In the statement, the EU-EOM has observed that the vote count was transparent with party monitors present in all polling stations observed.
However, the EU-EOM mission said closing was assessed as bad to very bad in 12 out of 32 polling stations observed, mostly due to inconsistency in following procedures and problems with reconciliation and completing the result sheets.
It reads: “Counting continued across the country throughout most of the night, in difficult conditions such as poor light, and inadequate premises. Problems with ballot reconciliation and in completing the results forms were noted in 19 and 16 respectively out of 32 polling stations observed.”
The proper procedures were not followed in 15 out of 32 polling stations, EU-EOM teams observed.
Preliminary reports indicate that the problems with the results sheets are impacting on the tallying process in some areas.
While appreciating that fundamental rights and freedoms for the conduct of democratic elections are largely provided, the EU-EOM has said reforms are required to enhance the legal framework.
The mission has observed conflicting provisions between the Constitutional, Presidential and Parliamentary Elections Act (PPEA), Local Government Elections Act (LGEA) and the Electoral Commissions Act.
The disparities, according to the EU-EOM, pertain to, among others, voting rights, election observation and sanctions for election related criminal offences.
It adds that legal provisions do not adequately ensure transparency and accountability of party and campaign finance or help safeguard a level playing field.
On complaints and dispute resolution, which have marred Malawi elections since re-adoption of multiparty, the EU-EOM has said there are no deadlines for filing and adjudicating election disputes in election laws, except for challenging results at the High Court.
“This absence of deadlines could undermine the right to effective legal redress.
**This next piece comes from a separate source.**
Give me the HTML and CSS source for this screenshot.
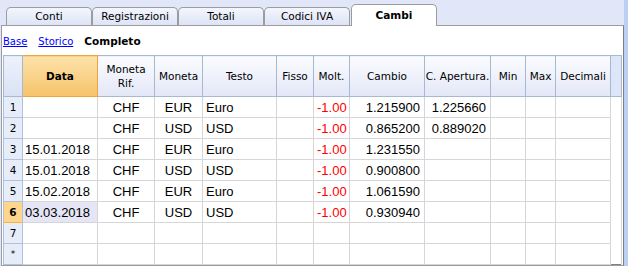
FILE: index.html
```html
<!DOCTYPE html>
<html lang="it">
<head>
    <meta charset="UTF-8" />
    <title>Cambi</title>
    <link rel="stylesheet" href="styles.css">
</head>
<body>
    <div class="app">
        <div class="main">
            <div class="tabs">
                <div class="tab">Conti</div>
                <div class="tab">Registrazioni</div>
                <div class="tab">Totali</div>
                <div class="tab">Codici IVA</div>
                <div class="tab active">Cambi</div>
            </div>
            <div class="panel">
                <div class="views">
                    <a href="#">Base</a>
                    <a href="#">Storico</a>
                    <span class="current">Completo</span>
                </div>
                <table class="grid">
                    <colgroup>
                        <col style="width:19px">
                        <col style="width:75px">
                        <col style="width:57px">
                        <col style="width:48px">
                        <col style="width:74px">
                        <col style="width:37px">
                        <col style="width:36px">
                        <col style="width:75px">
                        <col style="width:66px">
                        <col style="width:35px">
                        <col style="width:30px">
                        <col style="width:55px">
                        <col style="width:11px">
                    </colgroup>
                    <thead>
                        <tr>
                            <th class="corner"></th>
                            <th class="sorted">Data</th>
                            <th>Moneta<br>Rif.</th>
                            <th>Moneta</th>
                            <th>Testo</th>
                            <th>Fisso</th>
                            <th>Molt.</th>
                            <th>Cambio</th>
                            <th>C. Apertura.</th>
                            <th>Min</th>
                            <th>Max</th>
                            <th>Decimali</th>
                            <th class="filler"></th>
                        </tr>
                    </thead>
                    <tbody>
                        <tr>
                            <td class="num">1</td><td class="date"></td><td class="c">CHF</td><td class="c">EUR</td><td>Euro</td><td></td>
                            <td class="r neg">-1.00</td><td class="r">1.215900</td><td class="r">1.225660</td><td></td><td></td><td></td><td class="filler"></td>
                        </tr>
                        <tr>
                            <td class="num">2</td><td class="date"></td><td class="c">CHF</td><td class="c">USD</td><td>USD</td><td></td>
                            <td class="r neg">-1.00</td><td class="r">0.865200</td><td class="r">0.889020</td><td></td><td></td><td></td><td class="filler"></td>
                        </tr>
                        <tr>
                            <td class="num">3</td><td class="date">15.01.2018</td><td class="c">CHF</td><td class="c">EUR</td><td>Euro</td><td></td>
                            <td class="r neg">-1.00</td><td class="r">1.231550</td><td></td><td></td><td></td><td></td><td class="filler"></td>
                        </tr>
                        <tr>
                            <td class="num">4</td><td class="date">15.01.2018</td><td class="c">CHF</td><td class="c">USD</td><td>USD</td><td></td>
                            <td class="r neg">-1.00</td><td class="r">0.900800</td><td></td><td></td><td></td><td></td><td class="filler"></td>
                        </tr>
                        <tr>
                            <td class="num">5</td><td class="date">15.02.2018</td><td class="c">CHF</td><td class="c">EUR</td><td>Euro</td><td></td>
                            <td class="r neg">-1.00</td><td class="r">1.061590</td><td></td><td></td><td></td><td></td><td class="filler"></td>
                        </tr>
                        <tr class="selected">
                            <td class="num">6</td><td class="date cursor">03.03.2018</td><td class="c">CHF</td><td class="c">USD</td><td>USD</td><td></td>
                            <td class="r neg">-1.00</td><td class="r">0.930940</td><td></td><td></td><td></td><td></td><td class="filler"></td>
                        </tr>
                        <tr>
                            <td class="num">7</td><td></td><td></td><td></td><td></td><td></td>
                            <td></td><td></td><td></td><td></td><td></td><td></td><td class="filler"></td>
                        </tr>
                        <tr>
                            <td class="num star">*</td><td></td><td></td><td></td><td></td><td></td>
                            <td></td><td></td><td></td><td></td><td></td><td></td><td class="filler"></td>
                        </tr>
                    </tbody>
                </table>
            </div>
        </div>
        <div class="side"></div>
    </div>
</body>
</html>
```

FILE: styles.css
```css
html, body {
    margin: 0;
    padding: 0;
}
body {
    width: 628px;
    height: 266px;
    overflow: hidden;
    background-color: #e1e7f8;
    font-family: "DejaVu Sans", sans-serif;
    color: #000;
}
.app {
    display: flex;
    height: 266px;
}
.main {
    width: 624px;
    display: flex;
    flex-direction: column;
}
.side {
    width: 4px;
    background-color: #bacff1;
}

/* tab strip */
.tabs {
    height: 25px;
    display: flex;
    align-items: flex-end;
    padding-left: 6px;
    position: relative;
    z-index: 1;
}
.tab {
    box-sizing: border-box;
    width: 86px;
    height: 18px;
    border: 1px solid #9c9c9c;
    border-bottom: none;
    border-radius: 5px 5px 0 0;
    background: linear-gradient(#f3f6fd, #dde4f6);
    font-size: 10.5px;
    line-height: 17px;
    text-align: center;
}
.tab.active {
    height: 22px;
    margin-left: 1px;
    margin-bottom: -1px;
    background: #fff;
    font-weight: bold;
    line-height: 20px;
}

/* panel */
.panel {
    flex: 1;
    margin-left: 1px;
    background-color: #fff;
    border: 1px solid #9c9c9c;
    border-right-color: #7f7f7f;
}
.views {
    height: 28px;
    display: flex;
    align-items: center;
    gap: 11px;
    padding: 1px 0 0 1px;
    font-size: 10px;
}
.views a {
    color: #0000ff;
}
.views .current {
    font-weight: bold;
    font-size: 10.5px;
}

/* grid */
.grid {
    margin-left: 1px;
    width: 619px;
    table-layout: fixed;
    border-collapse: collapse;
    border: 1px solid #828282;
}
.grid th {
    height: 40px;
    padding: 0;
    border: 1px solid #a7b8d0;
    background: linear-gradient(#fbfcff, #e3e8f7);
    font-weight: normal;
    font-size: 10.5px;
    line-height: 14px;
    text-align: center;
}
.grid th.corner {
    background: linear-gradient(#edf1fb, #d9e2f5);
}
.grid th.sorted {
    background: linear-gradient(#fce2aa, #f6c36a);
    border-color: #f0a33c;
    font-weight: bold;
}
.grid th.filler {
    background: #dde5f8;
}
.grid td {
    height: 20px;
    padding: 0 3px;
    border: 1px solid #d6d6d6;
    font-family: "Liberation Sans", Arial, sans-serif;
    font-size: 13px;
    white-space: nowrap;
    overflow: hidden;
}
.grid td.date {
    padding-left: 2px;
}
.grid td.c {
    text-align: center;
}
.grid td.r {
    text-align: right;
    padding-right: 4px;
}
.grid td.neg {
    color: #ff0000;
}
.grid td.num {
    padding: 0;
    background-color: #e6edf9;
    border-color: #afc2dd;
    font-family: "DejaVu Sans", sans-serif;
    font-size: 10.5px;
    text-align: center;
}
.grid td.star {
    font-size: 9px;
}
.grid .selected td.num {
    background-color: #fdd68c;
    border-bottom-color: #f4b24e;
    font-weight: bold;
}
.grid td.cursor {
    background-color: #e5e5f5;
}
.grid td.filler {
    border-top: none;
    border-bottom: none;
}
```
In a welcome development, the High Court Civil Procedure Rules (2017) rectify this lacuna to an extent, by establishing deadlines for election petitions to the High Court.
“Moreover, the Chief Justice has undertaken initiatives to rationalise the High Court administration with the aim to improve the handling of election petitions and to ensure consistency in jurisprudence.”
Already, a Sadc Election Observation Mission (Seom) preliminary report has said while the May 21 2019 Tripartite Elections were professionally managed, it observed a number of electoral processes that need reforms.
In its preliminary report, Seom said it was aware that the Special Law Commission was tasked with electoral reforms in Malawi after the 2014 Tripartite Elections and it presented its final report to the Ministry of Justice and Constitutional Affairs in April 2017.
However, the mission recommended that electoral laws still need to be reformed, among others, on appointment of MEC commissioners, period for voter registration and the role of the State broadcaster.
On voter registration, the mission said while MEC commissioners are appointed by the President in consultation with leaders of the political parties represented in Parliament, “there is, however, need for the appointment process to be improved to enhance inclusivity, transparency and good governance”.
Seom further observed that MEC’s failure to meet its initial target of registering nine million voters—only managing to register over 6.8 million voters—should call for law review so that electoral laws allow continuous voter registration in between election cycles which can increase the registration period.
The report further urged stakeholders to improve the social, cultural and political environment to enhance the participation and inclusion of female candidates in line with the Sadc Protocol on Gender and Development.
Seom noted several stakeholder concerns regarding allegations of selective election-related criminal law enforcement, stating there is need to improve the level of stakeholder confidence in the law enforcement agencies.
In a separate statement, the Comesa Observer Mission, which is led by Hope Kivengere—a member of the Comesa committee of elders—said MEC’s decision to allow specific categories of persons to vote in polling centres they did not register should have been communicated earlier.
MEC chairperson Justice Jane Ansah said during declaration of results last Monday, that the commission had thoroughly reviewed all the complaints that were lodged for the presidential election.
She declared the presidential elections to be free and fair and that the results were the true reflection of the will of the people of Malawi.
Voting in the tripartite elections took place on May 21 2019 in all the 5002 polling stations.
According to Ansah, out of 6 859 570 registered voters, 5 105 983 turned up for polling representing 74.44 percent. A total of 74 719 votes were declared null and void representing 1.09 percent.